Once you get to the end of the song, go back to the section you flubbed, figure out why you made the error, if it's a memorization area or a weak technique, or you cannot do the technique at tempo or what. Whatever it is, you now just play the phrase the RIGHT way, very slowly, slow enough you can do it without error. Don't play the whole song, but as little as you need to, to play the rough part. Do it till you can repeat it at least 10 times without error, then speed up a bit. When you can play it at the right speed 10 times in a row without error, you are probably fine with that section.
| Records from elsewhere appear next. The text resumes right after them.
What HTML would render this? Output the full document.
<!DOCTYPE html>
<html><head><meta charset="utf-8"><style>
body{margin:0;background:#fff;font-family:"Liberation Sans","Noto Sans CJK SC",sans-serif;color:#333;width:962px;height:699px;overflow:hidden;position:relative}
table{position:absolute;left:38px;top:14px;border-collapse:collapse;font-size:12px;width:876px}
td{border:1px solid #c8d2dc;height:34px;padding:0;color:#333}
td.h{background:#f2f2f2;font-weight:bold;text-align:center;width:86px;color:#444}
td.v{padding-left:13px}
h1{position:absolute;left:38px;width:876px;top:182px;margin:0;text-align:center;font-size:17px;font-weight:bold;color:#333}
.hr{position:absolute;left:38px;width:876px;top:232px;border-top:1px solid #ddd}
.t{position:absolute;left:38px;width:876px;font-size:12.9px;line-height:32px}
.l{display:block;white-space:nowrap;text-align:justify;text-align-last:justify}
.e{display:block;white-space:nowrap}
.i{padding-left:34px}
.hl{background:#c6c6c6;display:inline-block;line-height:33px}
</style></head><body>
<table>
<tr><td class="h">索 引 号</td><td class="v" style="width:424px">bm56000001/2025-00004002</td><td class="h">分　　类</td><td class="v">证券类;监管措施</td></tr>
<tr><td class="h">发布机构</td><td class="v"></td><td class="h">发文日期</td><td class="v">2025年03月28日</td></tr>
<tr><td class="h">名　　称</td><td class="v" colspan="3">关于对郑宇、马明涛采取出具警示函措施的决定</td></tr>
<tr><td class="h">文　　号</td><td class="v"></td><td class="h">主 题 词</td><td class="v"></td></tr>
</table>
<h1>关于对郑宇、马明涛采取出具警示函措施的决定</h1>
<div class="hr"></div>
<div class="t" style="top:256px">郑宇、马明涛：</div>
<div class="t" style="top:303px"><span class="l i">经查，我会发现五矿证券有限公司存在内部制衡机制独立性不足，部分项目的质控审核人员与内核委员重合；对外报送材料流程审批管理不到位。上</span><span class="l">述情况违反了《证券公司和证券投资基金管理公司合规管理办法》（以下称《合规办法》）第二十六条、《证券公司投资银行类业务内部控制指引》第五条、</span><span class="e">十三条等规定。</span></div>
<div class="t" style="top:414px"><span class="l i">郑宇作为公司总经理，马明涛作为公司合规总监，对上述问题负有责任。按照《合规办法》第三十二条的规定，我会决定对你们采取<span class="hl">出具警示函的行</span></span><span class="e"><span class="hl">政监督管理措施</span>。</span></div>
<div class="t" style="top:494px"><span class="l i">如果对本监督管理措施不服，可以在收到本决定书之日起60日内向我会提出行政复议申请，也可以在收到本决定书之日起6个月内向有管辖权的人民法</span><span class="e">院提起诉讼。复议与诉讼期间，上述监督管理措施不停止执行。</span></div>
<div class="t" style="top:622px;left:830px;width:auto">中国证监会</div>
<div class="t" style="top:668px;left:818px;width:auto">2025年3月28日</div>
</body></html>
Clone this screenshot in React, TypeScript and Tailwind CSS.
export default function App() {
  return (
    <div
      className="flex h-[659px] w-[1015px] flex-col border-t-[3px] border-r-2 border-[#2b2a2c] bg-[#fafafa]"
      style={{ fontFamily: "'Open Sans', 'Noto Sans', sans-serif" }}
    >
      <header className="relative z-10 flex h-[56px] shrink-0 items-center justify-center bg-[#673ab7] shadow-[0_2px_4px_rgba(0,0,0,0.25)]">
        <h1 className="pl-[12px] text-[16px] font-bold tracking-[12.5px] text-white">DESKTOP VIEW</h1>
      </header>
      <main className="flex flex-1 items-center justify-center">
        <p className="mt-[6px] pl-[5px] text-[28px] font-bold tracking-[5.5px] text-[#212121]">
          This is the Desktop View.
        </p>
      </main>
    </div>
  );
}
Then you go back and play the whole song again and that part will likely be fine for you.

In this way, you never stop a performance mid-stream due to an unexpected error, but you also are practicing at addressing your weak spots in the most efficient way. It is highly inefficient to try to fix a problem you are having with a single phrase in a song by just playing the whole song over and over and over and over, as you are spending most of your time playing stuff you already do fine.

The more efficient you are with practice, the faster you'll improve.

As for memorizing a song, I'd start with making sure you have the lyrics down even if you are not singing them, as that's one of the easiest markers for what you need to be playing. After you have the lyrics down cold, I'd next focus on the gaps between lyrics... The intro, the outro, if there's silence between verse and chorus, between phrases in the verse itself, or between phrases in the chorus itself, an instrumental solo/interlude/break. Once you learn where those silent gaps are, and how long they are, and you also know the lyrics, you now fundamentally know the overall length and timing of the song from start to finish, in context. You should now be able to "sing" the song back (or just hear it in your head) taking up the exact amount of time as the real song, hearing the silence, too. This now is the "skeleton" on which you hang your own playing. Generally, the more you can view anything in context, the easier it is to memorize. It is really tough to memorize 10 random numbers, but significantly easier to memorize a phone number with area code even though it's the same number of digits.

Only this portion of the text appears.